The idea behind them is not new. Writer Robert Bly pioneered self-help books and therapy sessions for men in the 1990s.
But Owen Marcus, who helped structure Evryman’s programs, says the sessions would never have been this popular 20 years ago.
“Younger men are much more open to this. They’re more willing to take that initial risk,” he told AFP.
- ‘Meet men where they are’ -
Evryman was founded in 2016, predating the #MeToo movement ignited by the Harvey Weinstein scandal in late 2017.
But the group and others like it have been brought into focus by the global reckoning on sexual misconduct, which has caused many men to question their own behavior.
Evryman co-founder Dan Doty, says its purpose is not to deal directly with “toxic masculinity” but that the issue is never too far away.
“We need to meet men where they are and not come in and say, ‘Hey, what you’re doing is terrible.’”
Zagone believes men cause hurt because they themselves are hurting.
Owen Marcus, a co-founder of Evryman
“So men having the ability to go deep into that hurt, to feel it and to process it in a more healthy way, then they’re not hurting other people.

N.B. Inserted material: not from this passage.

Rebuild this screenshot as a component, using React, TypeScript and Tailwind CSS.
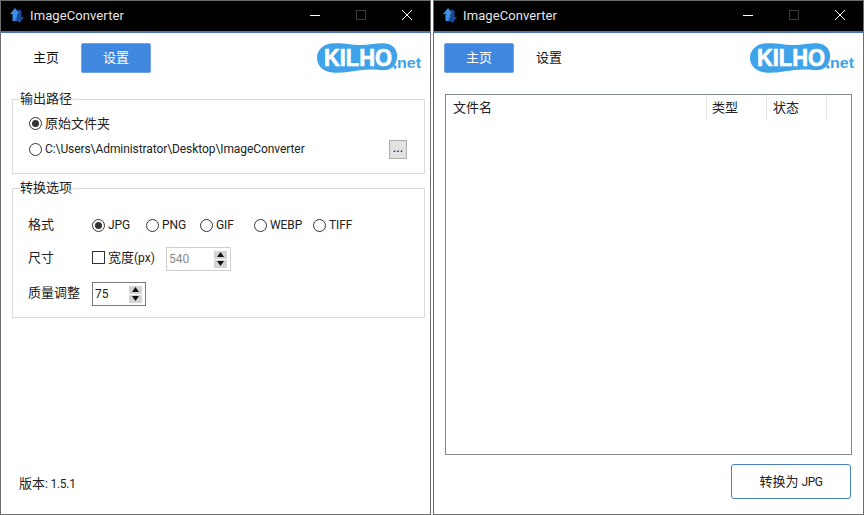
import React from "react";

const font = { fontFamily: 'Roboto,"Noto Sans CJK SC",sans-serif' };

function AppIcon() {
  return (
    <svg width="14" height="15" viewBox="0 0 14 15" className="mb-[2px]">
      <path d="M5 0 L10 6 L7.5 6 L7.5 13 L2.5 13 L2.5 6 L0 6 Z" fill="#3a8fe8" />
      <path d="M8 1.5 L11.5 2.5 L11.5 9 L14 9 L9.5 15 L5 11 L8 9 Z" fill="#1a4a9c" />
    </svg>
  );
}

function TitleBar() {
  return (
    <div className="flex h-[32px] shrink-0 items-center border-b-2 border-[#4a76ad] bg-black pl-[9px] text-[13px] text-[#e6e6e6]">
      <AppIcon />
      <span className="mb-[1px] ml-[6px] flex-1 leading-none tracking-[0.1px]">ImageConverter</span>
      <div className="flex items-center pb-[2px]">
        <svg width="46" height="14" viewBox="0 0 46 14"><path d="M18 7.5H28" stroke="#fff" strokeWidth="1" /></svg>
        <svg width="46" height="14" viewBox="0 0 46 14"><rect x="18.5" y="2.5" width="9" height="9" fill="none" stroke="#3c3c3c" /></svg>
        <svg width="46" height="14" viewBox="0 0 46 14"><path d="M18 2L28 12M28 2L18 12" stroke="#fff" strokeWidth="1" /></svg>
      </div>
    </div>
  );
}

function Logo() {
  return (
    <svg width="105" height="30" viewBox="0 0 105 30" className="shrink-0">
      <path
        d="M14 0.5 C26 -0.5 32 2 44 2 C54 2 62 -0.5 69 0.5 C77 1.5 81 8 80 15 C79 24 73 28 63 27 C52 26 46 27 34 28.5 C24 30 17 30 12 29 C4 27 0 21 0 15 C0 7 6 1.5 14 0.5 Z"
        fill="#3ea3e8"
      />
      <text x="7" y="23" fontFamily="Liberation Sans" fontWeight="700" fontSize="24" fill="#fff" stroke="#fff" strokeWidth="0.7" textLength="68" lengthAdjust="spacingAndGlyphs">KILHO</text>
      <circle cx="78" cy="24" r="1.7" fill="#3ea3e8" />
      <text x="80" y="25" fontFamily="Liberation Sans" fontWeight="700" fontSize="14" fill="#3ea3e8" textLength="24" lengthAdjust="spacingAndGlyphs">net</text>
    </svg>
  );
}

function Tabs({ active }: { active: 0 | 1 }) {
  const item = (label: string, on: boolean) =>
    on ? (
      <div className="flex h-[30px] w-[70px] items-center justify-center rounded-[2px] border border-[#6fa3e4] bg-[#3f87df] text-white">{label}</div>
    ) : (
      <div className="flex h-[30px] w-[70px] items-center justify-center text-[#111]">{label}</div>
    );
  return (
    <div className="flex items-center justify-between pl-[10px] pr-[8px] pt-[10px]">
      <div className="flex">
        {item("主页", active === 0)}
        {item("设置", active === 1)}
      </div>
      <Logo />
    </div>
  );
}

function Radio({ on, label, latin }: { on?: boolean; label: string; latin?: boolean }) {
  return (
    <div className="flex items-center gap-[3px] whitespace-nowrap">
      <span className="flex size-[13px] items-center justify-center rounded-full border border-[#333]">
        {on && <span className="size-[7px] rounded-full bg-[#333]" />}
      </span>
      <span className={latin ? "text-[12px] tracking-[-0.08px]" : ""}>{label}</span>
    </div>
  );
}

function Spin({ value, disabled, w }: { value: string; disabled?: boolean; w: string }) {
  return (
    <div className={`flex h-[24px] items-center justify-between border pl-[2px] pr-[3px] ${w} ${disabled ? "border-[#cfcfcf] text-[#8a8a8a]" : "border-[#7a7a7a] text-[#222]"}`}>
      <span className="text-[12px]">{value}</span>
      <div className="flex flex-col gap-[1px]">
        {["M3.5 0L7 5H0Z", "M0 0H7L3.5 5Z"].map((d) => (
          <span key={d} className="flex h-[8px] w-[13px] items-center justify-center bg-[#d4d4d4]">
            <svg width="7" height="5" viewBox="0 0 7 5"><path d={d} fill="#111" /></svg>
          </span>
        ))}
      </div>
    </div>
  );
}

function Group({ title, className, children }: { title: string; className: string; children: React.ReactNode }) {
  return (
    <div className={`relative ml-[11px] mr-[5px] border border-[#dcdcdc] ${className}`}>
      <span className="absolute -top-[10px] left-[7px] bg-white pr-[1px] leading-[17px]">{title}</span>
      {children}
    </div>
  );
}

function SettingsWindow() {
  return (
    <div className="flex h-full w-[431px] flex-col border border-[#6e6e6e] bg-white">
      <TitleBar />
      <Tabs active={1} />
      <Group title="输出路径" className="mt-[26px] h-[75px]">
        <div className="flex flex-col pl-[16px] pt-[14px] pr-[17px]">
          <Radio on label="原始文件夹" />
          <div className="mt-[6px] flex items-center justify-between">
            <Radio latin label="C:\Users\Administrator\Desktop\ImageConverter" />
            <div className="flex h-[19px] w-[18px] items-center justify-center border border-[#adadad] bg-[#e1e1e1] pb-[3px] text-[13px] leading-none text-black">...</div>
          </div>
        </div>
      </Group>
      <Group title="转换选项" className="mt-[14px] h-[130px]">
        <div className="flex flex-col pl-[15px] pt-[24px]">
          <div className="flex h-[24px] items-center">
            <span className="w-[64px]">格式</span>
            <div className="w-[54px]"><Radio latin on label="JPG" /></div>
            <div className="w-[54px]"><Radio latin label="PNG" /></div>
            <div className="w-[54px]"><Radio latin label="GIF" /></div>
            <div className="w-[59px]"><Radio latin label="WEBP" /></div>
            <Radio latin label="TIFF" />
          </div>
          <div className="mt-[10px] flex h-[24px] items-center">
            <span className="mb-[3px] w-[64px]">尺寸</span>
            <div className="mb-[3px] flex w-[74px] items-center gap-[3px]">
              <span className="size-[13px] border border-[#333]" />
              <span>宽度<span className="text-[12px]">(px)</span></span>
            </div>
            <Spin value="540" disabled w="w-[65px]" />
          </div>
          <div className="mt-[11px] flex h-[24px] items-center">
            <span className="mb-[3px] w-[64px]">质量调整</span>
            <Spin value="75" w="w-[54px]" />
          </div>
        </div>
      </Group>
      <div className="mt-auto pb-[21px] pl-[18px] leading-[17px]">版本<span className="text-[12px] tracking-[-0.25px]">: 1.5.1</span></div>
    </div>
  );
}

function HomeWindow() {
  return (
    <div className="flex h-full w-[431px] flex-col border border-[#6e6e6e] bg-white">
      <TitleBar />
      <Tabs active={0} />
      <div className="mx-[11px] mt-[21px] h-[361px] border border-[#828790]">
        <div className="flex h-[25px] items-center leading-none">
          <span className="w-[260px] pl-[7px]">文件名</span>
          <span className="flex h-full w-[60px] items-center border-l border-[#e5e5e5] pl-[5px]">类型</span>
          <span className="flex h-full w-[61px] items-center border-x border-[#e5e5e5] pl-[6px]">状态</span>
        </div>
      </div>
      <div className="flex justify-end pr-[12px] pt-[9px]">
        <div className="flex h-[35px] w-[120px] items-center justify-center rounded-[3px] border border-[#4a80b8]">转换为<span className="ml-[3px] text-[12px] tracking-[-0.4px]">JPG</span></div>
      </div>
    </div>
  );
}

export default function App() {
  return (
    <div className="flex h-[515px] w-[864px] justify-between overflow-hidden bg-white text-[13px] text-[#222]" style={font}>
      <SettingsWindow />
      <div className="w-[2px]" />
      <HomeWindow />
    </div>
  );
}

“That’s the skill we’re teaching here,” he said.
Aside from retreats and week-long expeditions, Evryman has a network of support groups that gather locally on a regular basis, year-round, which it considers as important as the one-off events.
Evryman says its sessions are not intended to replace therapy. Many participants still see their regular therapist and come to Evryman for a support network.
Presently, Evryman retreats are mainly frequented by straight, white men. The group is working to attract more diverse participants.
Women cannot join for now, however, for fear they will inhibit the men.
Everyman says it has helped thousands of men. It hopes to help many more.
“We want to have a million do this work”, says co-founder Sascha Lewis, for whom “there is a sense of a movement happening here in the US.”